## [Instructions for the task]
Look over the lines below. Report each one that includes the string "styles".

* * * * * * *

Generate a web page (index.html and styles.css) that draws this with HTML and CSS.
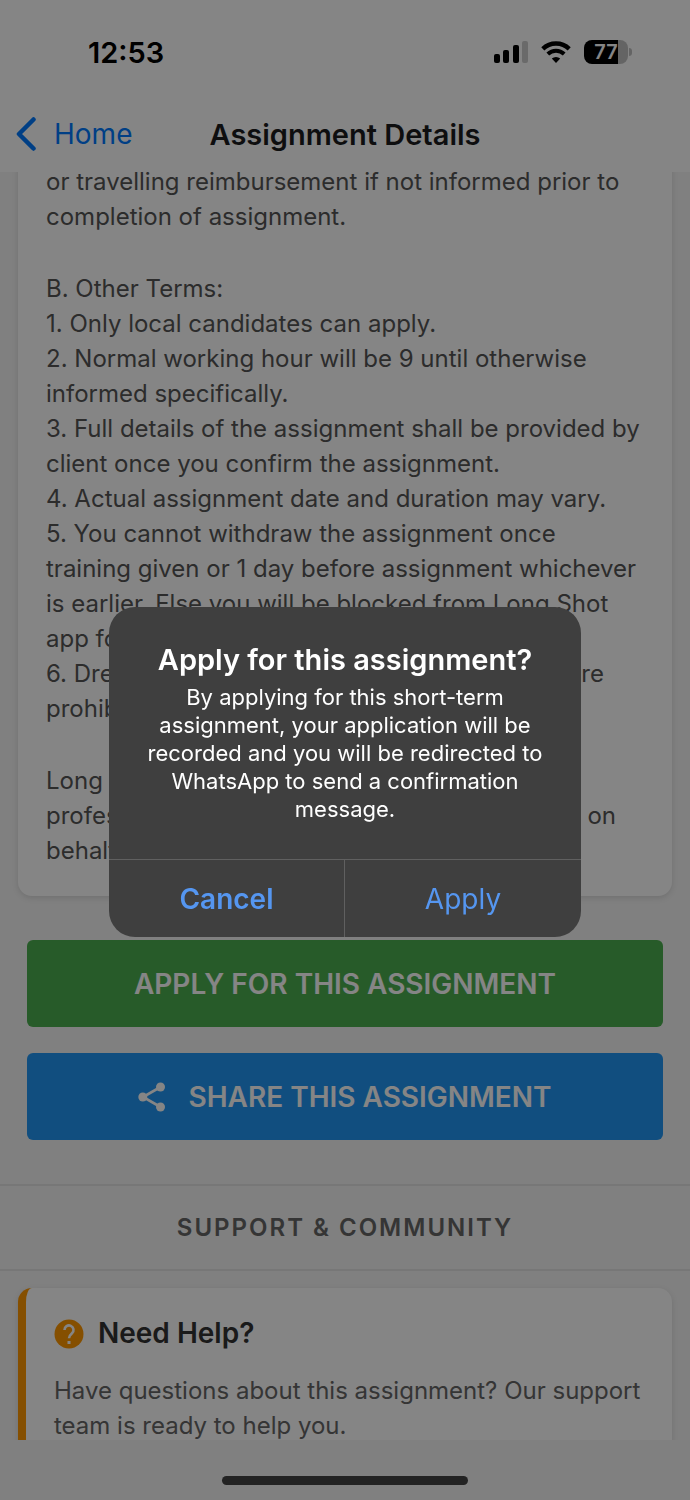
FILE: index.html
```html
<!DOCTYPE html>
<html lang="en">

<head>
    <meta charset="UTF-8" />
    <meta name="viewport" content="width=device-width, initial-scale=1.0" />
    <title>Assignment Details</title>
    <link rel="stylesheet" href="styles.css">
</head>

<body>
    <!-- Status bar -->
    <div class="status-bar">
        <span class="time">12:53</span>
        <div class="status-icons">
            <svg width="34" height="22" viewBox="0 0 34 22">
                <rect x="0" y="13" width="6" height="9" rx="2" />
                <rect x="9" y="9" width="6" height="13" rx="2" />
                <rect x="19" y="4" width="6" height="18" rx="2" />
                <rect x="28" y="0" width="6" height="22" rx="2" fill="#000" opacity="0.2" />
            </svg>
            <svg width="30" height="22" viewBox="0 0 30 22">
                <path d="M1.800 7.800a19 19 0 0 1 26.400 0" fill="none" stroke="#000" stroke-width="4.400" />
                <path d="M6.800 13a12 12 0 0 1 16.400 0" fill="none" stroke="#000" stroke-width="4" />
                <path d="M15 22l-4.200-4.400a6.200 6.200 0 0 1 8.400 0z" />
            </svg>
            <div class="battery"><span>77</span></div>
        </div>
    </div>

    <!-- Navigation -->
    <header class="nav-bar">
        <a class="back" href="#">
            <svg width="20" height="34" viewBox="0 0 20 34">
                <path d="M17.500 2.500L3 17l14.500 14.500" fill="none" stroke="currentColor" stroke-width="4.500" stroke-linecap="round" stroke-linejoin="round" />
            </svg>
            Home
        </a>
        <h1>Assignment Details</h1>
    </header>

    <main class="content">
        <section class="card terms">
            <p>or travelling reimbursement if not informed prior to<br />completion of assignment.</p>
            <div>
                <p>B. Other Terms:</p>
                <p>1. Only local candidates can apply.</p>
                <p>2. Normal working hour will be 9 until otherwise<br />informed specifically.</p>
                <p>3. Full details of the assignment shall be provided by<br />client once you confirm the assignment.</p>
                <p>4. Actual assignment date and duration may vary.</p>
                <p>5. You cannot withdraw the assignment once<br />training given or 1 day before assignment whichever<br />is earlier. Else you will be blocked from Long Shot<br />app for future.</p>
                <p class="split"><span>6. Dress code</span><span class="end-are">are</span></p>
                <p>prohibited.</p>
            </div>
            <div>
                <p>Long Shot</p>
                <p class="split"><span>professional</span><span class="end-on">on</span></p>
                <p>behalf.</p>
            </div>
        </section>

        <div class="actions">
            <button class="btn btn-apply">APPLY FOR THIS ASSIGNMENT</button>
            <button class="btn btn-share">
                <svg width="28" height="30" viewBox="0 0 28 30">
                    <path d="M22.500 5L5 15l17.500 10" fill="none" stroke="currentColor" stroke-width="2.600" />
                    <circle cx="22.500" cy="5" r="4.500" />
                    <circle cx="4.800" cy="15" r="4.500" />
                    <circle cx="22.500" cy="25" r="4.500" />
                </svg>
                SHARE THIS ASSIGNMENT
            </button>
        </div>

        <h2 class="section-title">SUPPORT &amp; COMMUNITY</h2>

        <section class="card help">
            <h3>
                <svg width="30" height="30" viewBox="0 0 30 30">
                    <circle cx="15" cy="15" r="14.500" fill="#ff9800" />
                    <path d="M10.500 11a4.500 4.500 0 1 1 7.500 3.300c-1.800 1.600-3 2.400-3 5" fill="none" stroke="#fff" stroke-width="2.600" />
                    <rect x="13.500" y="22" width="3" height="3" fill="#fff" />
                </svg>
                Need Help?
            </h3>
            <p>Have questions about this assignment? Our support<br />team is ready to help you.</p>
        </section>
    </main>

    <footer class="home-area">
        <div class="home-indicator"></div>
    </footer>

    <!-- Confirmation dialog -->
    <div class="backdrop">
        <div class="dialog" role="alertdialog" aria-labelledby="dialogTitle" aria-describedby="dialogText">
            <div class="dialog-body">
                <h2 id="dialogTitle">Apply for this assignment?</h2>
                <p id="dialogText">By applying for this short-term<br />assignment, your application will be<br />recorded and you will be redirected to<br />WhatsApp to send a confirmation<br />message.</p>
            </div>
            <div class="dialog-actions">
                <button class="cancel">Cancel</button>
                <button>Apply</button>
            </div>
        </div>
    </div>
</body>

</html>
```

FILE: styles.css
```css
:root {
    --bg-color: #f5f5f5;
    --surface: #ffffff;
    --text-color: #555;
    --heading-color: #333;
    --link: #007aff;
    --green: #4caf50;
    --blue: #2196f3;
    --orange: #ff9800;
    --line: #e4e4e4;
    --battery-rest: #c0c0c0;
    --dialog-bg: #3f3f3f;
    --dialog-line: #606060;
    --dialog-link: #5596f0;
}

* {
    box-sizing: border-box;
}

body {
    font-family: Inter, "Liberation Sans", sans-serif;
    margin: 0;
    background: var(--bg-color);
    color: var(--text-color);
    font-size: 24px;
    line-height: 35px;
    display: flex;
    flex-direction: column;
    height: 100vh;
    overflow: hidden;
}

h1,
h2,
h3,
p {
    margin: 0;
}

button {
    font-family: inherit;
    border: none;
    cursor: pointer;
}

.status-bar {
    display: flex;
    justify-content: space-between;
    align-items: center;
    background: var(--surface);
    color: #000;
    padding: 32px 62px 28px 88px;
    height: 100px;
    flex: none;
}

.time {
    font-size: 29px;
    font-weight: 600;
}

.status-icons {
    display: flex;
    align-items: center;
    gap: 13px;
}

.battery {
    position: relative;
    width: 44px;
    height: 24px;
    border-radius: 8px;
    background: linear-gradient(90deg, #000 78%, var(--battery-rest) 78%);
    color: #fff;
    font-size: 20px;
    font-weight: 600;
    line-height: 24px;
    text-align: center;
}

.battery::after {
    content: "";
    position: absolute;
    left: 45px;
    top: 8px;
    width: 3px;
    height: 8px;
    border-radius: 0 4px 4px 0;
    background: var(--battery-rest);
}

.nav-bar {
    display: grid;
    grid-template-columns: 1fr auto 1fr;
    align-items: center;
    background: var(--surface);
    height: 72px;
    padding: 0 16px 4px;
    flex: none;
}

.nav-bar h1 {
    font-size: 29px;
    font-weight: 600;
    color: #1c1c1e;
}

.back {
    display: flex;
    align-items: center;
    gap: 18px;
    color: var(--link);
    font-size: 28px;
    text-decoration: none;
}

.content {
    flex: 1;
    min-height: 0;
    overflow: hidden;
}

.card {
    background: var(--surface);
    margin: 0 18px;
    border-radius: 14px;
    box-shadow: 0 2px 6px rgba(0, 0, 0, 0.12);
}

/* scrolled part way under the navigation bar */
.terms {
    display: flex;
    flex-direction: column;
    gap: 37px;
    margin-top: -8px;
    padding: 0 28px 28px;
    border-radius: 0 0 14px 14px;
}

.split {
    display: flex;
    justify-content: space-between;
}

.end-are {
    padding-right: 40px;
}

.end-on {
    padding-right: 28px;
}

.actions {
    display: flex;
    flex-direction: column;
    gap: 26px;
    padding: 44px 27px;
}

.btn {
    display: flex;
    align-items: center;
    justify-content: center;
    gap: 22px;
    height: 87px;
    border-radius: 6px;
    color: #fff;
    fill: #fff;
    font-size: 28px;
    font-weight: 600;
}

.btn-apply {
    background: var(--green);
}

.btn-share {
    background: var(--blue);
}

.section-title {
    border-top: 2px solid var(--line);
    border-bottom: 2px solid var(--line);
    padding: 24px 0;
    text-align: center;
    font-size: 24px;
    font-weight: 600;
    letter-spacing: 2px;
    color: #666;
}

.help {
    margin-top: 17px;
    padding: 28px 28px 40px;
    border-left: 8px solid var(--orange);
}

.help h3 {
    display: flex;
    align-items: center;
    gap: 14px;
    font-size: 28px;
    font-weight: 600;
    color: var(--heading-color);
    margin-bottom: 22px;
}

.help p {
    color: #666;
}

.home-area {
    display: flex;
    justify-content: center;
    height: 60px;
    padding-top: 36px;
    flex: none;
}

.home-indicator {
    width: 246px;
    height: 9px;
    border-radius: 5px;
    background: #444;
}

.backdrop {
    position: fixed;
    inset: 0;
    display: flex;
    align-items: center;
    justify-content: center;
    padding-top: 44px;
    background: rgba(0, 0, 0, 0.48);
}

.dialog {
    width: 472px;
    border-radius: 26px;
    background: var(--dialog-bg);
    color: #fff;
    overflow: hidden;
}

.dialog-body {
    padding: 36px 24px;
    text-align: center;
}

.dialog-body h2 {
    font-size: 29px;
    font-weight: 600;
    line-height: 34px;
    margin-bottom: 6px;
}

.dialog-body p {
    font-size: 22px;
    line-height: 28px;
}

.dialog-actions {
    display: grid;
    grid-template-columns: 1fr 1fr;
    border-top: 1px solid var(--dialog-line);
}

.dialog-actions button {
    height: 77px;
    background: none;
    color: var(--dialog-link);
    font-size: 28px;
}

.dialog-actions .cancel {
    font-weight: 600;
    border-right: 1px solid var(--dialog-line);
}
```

* * * * * * *

## [Solution to the problem]
Generate a web page (index.html and styles.css) that draws this with HTML and CSS.
    <link rel="stylesheet" href="styles.css">
FILE: styles.css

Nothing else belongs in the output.